The event, said to be the first ever, will bring together local LGBT activists and dignitaries to celebrate Gay Pride Month.
However, several LGBTI activists have called for the boycott of the event with some arguing that the backlash from the public would be severe and will not make gains for the local movement.
‘This pride will further solidify the fact that homosexuality is a white man thing,’ one is quoted.
One activist said that they are not assured of security and since the media will be there it may ‘out’ otherwise those who do not wish to be identified publicly as LGBT.
Others say that since the event is an invite only, it will discriminate against other LGBT Kenyans who do not get a chance to attend it.
Several LGBT and queer list serves in Kenya and worldwide have been inundated with calls for boycott and some with support over this invitation.
Those who support the event have said it will be a good opportunity for networking and shows that the US is actively reaching out to the local LGBT community.
The number of LGBT Kenyans and personalities invited to this event is not yet known though reports indicate that directors and leaders of LGBT groups have received invitation from all regions of Kenya.
In a swift response LGBT critic and Identity Kenya magazine columnist, Queer Watchtower, has opposed the boycott saying it serves no purpose and termed them as ‘insecure.’
He said, ‘After months of disorganization and sloth in petty wrangles that have harmed the movement, some activists want to use this opportunity to spoil for a fight. Where is the security threat? Who is being forced to attend? We need to stop spreading fear and inciting insecurities where we have no credible basis and when the movement has for a long time been unstrategic.’
He clarified that the event is not for Kenyans but for Americans.
‘This pride is not for Kenyans, it is for American nationals in Kenya and their State Department, through their embassy is doing what the White House did last month; hosting a pride for its nationals who are LGBTIQ to remind them that as a government, it respects them and accords them equal rights. Same thing the Kenyan embassy in the US would do for Kenyans in Washington during Jamuhuri day.’
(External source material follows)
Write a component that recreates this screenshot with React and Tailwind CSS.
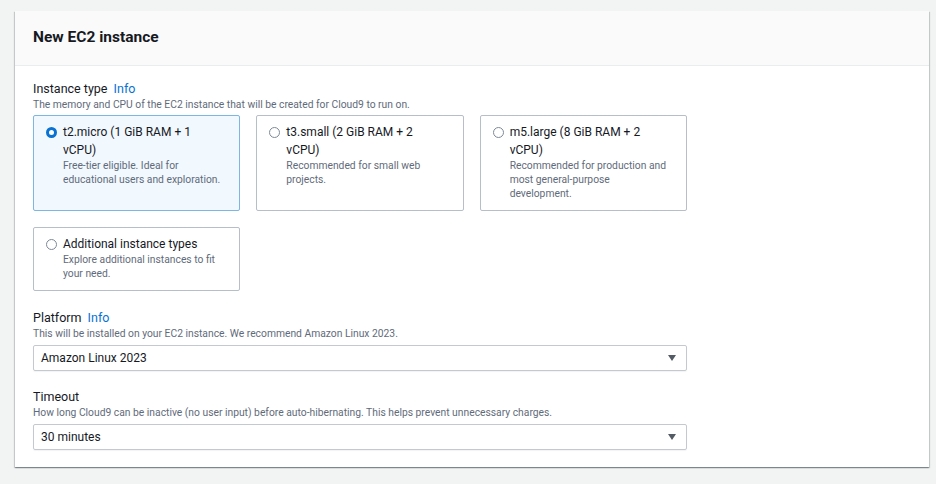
import React from 'react'

const font = { fontFamily: 'Roboto, "Open Sans", sans-serif' }

function Radio({ checked }) {
  if (checked) {
    return <span className="mt-[4px] h-[11px] w-[11px] shrink-0 rounded-full border-[3px] border-[#0972d3] bg-white"></span>
  }
  return <span className="mt-[4px] h-[11px] w-[11px] shrink-0 rounded-full border border-[#7d8998] bg-white"></span>
}

function Tile({ checked, title, desc }) {
  return (
    <div
      className={
        checked
          ? 'flex gap-[6px] rounded-[2px] border border-[#7db6e3] bg-[#f1f8fe] pl-[12px] pr-[16px] pt-[7px] pb-[9px]'
          : 'flex gap-[6px] rounded-[2px] border border-[#b6bec9] bg-white pl-[12px] pr-[16px] pt-[7px] pb-[9px]'
      }
    >
      <Radio checked={checked} />
      <div>
        <div className="text-[12px] leading-[18px] text-[#16191f]">{title}</div>
        <div className="text-[10.3px] leading-[14px] text-[#5f6b7a]">{desc}</div>
      </div>
    </div>
  )
}

function Select({ value }) {
  return (
    <div className="mt-[4px] flex h-[26px] w-[654px] items-center justify-between rounded-[2px] border border-[#c4c9cf] pl-[7px] pr-[10px] shadow-[0_1px_1px_rgba(0,0,0,0.05)]">
      <span className="text-[12px] text-[#16191f]">{value}</span>
      <svg width="8" height="6" viewBox="0 0 8 6">
        <path d="M0 0 L8 0 L4 6 Z" fill="#545b64" />
      </svg>
    </div>
  )
}

export default function App() {
  return (
    <div className="min-h-[484px] bg-[#f2f3f3] pl-[15px] pt-[11px]" style={font}>
      <div className="w-[914px] bg-white shadow-[0_1px_1px_0_rgba(0,28,36,0.3),1px_1px_1px_0_rgba(0,28,36,0.15),-1px_1px_1px_0_rgba(0,28,36,0.15)]">
        <div className="flex h-[55px] items-center border-b border-[#eaeded] bg-[#fafafa] px-[18px]">
          <h2 className="text-[15.5px] font-bold text-[#16191f]">New EC2 instance</h2>
        </div>

        <div className="px-[18px] pt-[14px] pb-[17px]">
          <div className="text-[12.5px] leading-[18px] text-[#16191f]">
            Instance type <span className="ml-[3px] text-[#0972d3]">Info</span>
          </div>
          <div className="text-[10.3px] leading-[14px] text-[#5f6b7a]">
            The memory and CPU of the EC2 instance that will be created for Cloud9 to run on.
          </div>

          <div className="mt-[3px] grid w-[654px] grid-cols-3 gap-x-[16px] gap-y-[16px]">
            <Tile checked title="t2.micro (1 GiB RAM + 1 vCPU)" desc="Free-tier eligible. Ideal for educational users and exploration." />
            <Tile title="t3.small (2 GiB RAM + 2 vCPU)" desc="Recommended for small web projects." />
            <Tile title="m5.large (8 GiB RAM + 2 vCPU)" desc="Recommended for production and most general-purpose development." />
            <Tile title="Additional instance types" desc="Explore additional instances to fit your need." />
          </div>

          <div className="mt-[18px] text-[12.5px] leading-[18px] text-[#16191f]">
            Platform <span className="ml-[3px] text-[#0972d3]">Info</span>
          </div>
          <div className="text-[10.3px] leading-[14px] text-[#5f6b7a]">
            This will be installed on your EC2 instance. We recommend Amazon Linux 2023.
          </div>
          <Select value="Amazon Linux 2023" />

          <div className="mt-[17px] text-[12.5px] leading-[18px] text-[#16191f]">Timeout</div>
          <div className="text-[10.3px] leading-[14px] text-[#5f6b7a]">
            How long Cloud9 can be inactive (no user input) before auto-hibernating. This helps prevent unnecessary charges.
          </div>
          <Select value="30 minutes" />
        </div>
      </div>
    </div>
  )
}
He further added, ‘Build bridges, cease fighting and constituting security think tanks in serv lists. Why didn’t we do that after four lesbians killed themselves this year? Why isn’t there a security think tank to address the near collapse of GALCK. Let us find ways of latching into actionable events and see how we can benefit our LGBTIQ constituents without unnecessarily embarrassing ourselves in spoils for fights.’